DATASET ROWS:

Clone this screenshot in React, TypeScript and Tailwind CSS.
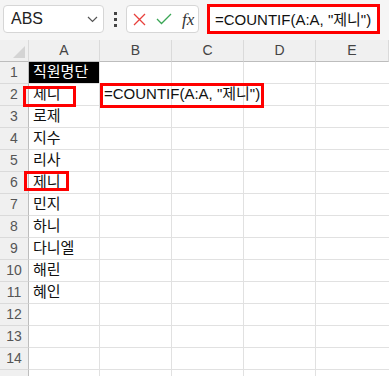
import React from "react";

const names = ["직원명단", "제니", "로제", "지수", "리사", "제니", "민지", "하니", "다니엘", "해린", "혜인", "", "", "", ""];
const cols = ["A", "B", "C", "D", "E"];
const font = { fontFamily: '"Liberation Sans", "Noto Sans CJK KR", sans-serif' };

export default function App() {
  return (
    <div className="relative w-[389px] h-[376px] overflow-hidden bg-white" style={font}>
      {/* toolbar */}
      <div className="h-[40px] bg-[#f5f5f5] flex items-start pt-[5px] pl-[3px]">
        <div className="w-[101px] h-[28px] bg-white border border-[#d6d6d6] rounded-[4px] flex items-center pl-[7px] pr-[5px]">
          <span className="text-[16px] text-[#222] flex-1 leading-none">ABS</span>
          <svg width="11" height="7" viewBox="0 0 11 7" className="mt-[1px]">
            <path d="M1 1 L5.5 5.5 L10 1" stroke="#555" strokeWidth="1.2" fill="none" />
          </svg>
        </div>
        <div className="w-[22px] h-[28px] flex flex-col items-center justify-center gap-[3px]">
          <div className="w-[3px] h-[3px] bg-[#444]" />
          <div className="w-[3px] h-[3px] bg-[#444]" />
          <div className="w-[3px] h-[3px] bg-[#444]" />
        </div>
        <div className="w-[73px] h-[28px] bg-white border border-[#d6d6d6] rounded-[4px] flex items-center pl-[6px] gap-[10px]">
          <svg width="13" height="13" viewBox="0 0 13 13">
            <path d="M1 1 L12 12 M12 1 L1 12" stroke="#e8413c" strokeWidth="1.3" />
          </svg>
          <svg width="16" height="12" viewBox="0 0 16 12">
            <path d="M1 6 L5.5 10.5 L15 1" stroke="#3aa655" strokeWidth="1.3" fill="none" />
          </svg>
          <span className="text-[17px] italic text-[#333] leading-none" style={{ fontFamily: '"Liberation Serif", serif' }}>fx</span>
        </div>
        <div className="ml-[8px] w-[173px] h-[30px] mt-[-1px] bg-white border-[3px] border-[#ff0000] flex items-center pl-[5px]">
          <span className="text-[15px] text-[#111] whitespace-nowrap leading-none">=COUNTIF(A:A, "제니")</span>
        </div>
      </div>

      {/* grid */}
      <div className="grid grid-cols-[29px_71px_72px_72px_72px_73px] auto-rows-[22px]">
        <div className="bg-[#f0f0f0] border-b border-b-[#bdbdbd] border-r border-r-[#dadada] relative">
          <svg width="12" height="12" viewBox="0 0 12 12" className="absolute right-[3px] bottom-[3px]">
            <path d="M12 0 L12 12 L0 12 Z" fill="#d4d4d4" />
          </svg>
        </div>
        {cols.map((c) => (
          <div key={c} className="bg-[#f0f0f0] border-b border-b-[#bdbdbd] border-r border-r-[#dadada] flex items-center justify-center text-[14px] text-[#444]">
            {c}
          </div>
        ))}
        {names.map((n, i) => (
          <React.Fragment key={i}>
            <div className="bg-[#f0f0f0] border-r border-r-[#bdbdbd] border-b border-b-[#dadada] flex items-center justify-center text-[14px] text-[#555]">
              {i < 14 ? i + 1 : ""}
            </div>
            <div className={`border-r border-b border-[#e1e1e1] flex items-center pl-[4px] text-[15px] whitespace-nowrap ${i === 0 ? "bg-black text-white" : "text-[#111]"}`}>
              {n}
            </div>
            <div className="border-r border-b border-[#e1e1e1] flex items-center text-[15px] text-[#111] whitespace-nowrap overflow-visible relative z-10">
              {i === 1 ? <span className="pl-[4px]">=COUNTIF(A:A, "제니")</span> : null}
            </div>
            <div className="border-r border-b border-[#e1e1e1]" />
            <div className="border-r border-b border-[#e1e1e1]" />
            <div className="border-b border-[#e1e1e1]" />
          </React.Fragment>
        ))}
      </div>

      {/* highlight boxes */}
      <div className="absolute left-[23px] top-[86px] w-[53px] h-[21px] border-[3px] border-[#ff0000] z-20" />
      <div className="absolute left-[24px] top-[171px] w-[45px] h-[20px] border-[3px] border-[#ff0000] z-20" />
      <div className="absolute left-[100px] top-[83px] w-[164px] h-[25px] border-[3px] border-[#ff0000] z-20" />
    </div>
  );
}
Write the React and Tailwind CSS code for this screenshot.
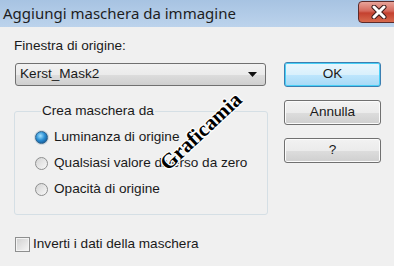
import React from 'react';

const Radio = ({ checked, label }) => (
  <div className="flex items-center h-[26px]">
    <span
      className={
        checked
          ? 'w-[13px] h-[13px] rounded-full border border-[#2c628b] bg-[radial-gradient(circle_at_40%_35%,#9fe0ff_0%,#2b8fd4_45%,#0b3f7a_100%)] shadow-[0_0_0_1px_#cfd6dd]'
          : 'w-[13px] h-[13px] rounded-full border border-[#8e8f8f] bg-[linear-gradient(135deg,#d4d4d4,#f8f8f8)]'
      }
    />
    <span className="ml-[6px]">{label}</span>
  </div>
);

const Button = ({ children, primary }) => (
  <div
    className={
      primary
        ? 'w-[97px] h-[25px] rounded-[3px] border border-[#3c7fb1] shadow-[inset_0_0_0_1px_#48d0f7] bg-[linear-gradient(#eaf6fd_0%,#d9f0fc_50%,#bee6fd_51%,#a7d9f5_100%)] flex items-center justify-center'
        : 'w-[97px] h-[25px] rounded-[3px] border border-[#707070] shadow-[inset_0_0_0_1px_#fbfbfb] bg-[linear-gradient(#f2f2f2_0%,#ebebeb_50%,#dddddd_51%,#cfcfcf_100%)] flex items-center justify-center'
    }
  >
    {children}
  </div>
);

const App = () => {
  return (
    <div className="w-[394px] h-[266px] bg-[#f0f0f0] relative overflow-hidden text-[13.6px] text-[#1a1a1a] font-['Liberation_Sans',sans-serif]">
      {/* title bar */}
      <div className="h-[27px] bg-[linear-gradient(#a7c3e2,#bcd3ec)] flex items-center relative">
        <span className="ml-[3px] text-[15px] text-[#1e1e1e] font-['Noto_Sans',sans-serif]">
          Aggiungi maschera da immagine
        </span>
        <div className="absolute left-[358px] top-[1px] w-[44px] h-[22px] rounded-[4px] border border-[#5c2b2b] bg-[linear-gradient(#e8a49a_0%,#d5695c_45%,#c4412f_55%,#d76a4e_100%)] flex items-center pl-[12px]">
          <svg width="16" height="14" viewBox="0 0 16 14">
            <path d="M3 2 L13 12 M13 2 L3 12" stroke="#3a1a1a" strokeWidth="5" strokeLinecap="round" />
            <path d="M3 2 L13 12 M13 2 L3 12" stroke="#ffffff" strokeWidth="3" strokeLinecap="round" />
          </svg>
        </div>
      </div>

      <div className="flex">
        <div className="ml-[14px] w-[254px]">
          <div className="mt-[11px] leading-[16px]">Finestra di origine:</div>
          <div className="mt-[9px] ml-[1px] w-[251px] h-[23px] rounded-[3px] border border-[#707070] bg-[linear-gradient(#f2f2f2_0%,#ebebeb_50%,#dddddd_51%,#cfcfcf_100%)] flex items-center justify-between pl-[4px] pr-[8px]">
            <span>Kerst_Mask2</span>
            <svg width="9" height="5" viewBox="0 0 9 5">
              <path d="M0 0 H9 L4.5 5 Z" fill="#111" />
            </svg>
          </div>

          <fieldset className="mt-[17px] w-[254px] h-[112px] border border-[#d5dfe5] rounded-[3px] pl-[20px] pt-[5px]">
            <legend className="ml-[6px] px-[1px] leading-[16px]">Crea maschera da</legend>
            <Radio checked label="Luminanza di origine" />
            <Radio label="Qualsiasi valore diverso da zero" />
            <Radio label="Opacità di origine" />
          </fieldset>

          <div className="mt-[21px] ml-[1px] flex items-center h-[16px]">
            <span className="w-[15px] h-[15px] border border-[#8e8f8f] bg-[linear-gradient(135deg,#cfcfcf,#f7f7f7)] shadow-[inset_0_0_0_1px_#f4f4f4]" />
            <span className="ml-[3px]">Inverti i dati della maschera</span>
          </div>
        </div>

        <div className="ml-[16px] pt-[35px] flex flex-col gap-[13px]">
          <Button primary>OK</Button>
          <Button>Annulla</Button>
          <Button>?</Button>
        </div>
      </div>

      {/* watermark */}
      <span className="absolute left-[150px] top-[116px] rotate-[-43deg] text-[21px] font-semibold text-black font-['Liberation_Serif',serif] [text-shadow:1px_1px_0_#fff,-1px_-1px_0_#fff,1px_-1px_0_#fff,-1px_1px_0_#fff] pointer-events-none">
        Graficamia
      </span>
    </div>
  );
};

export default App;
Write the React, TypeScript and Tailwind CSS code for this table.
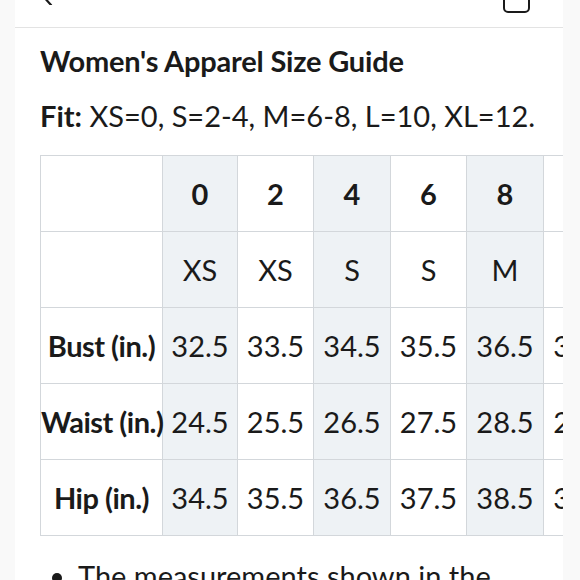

THE TASK: Above are the records. Copy only the lines from the one with "Write the React and" through the one with "import React from 'react';", exactly, with no pictures.

THE COMPLETED TASK:
Write the React and Tailwind CSS code for this screenshot.
import React from 'react';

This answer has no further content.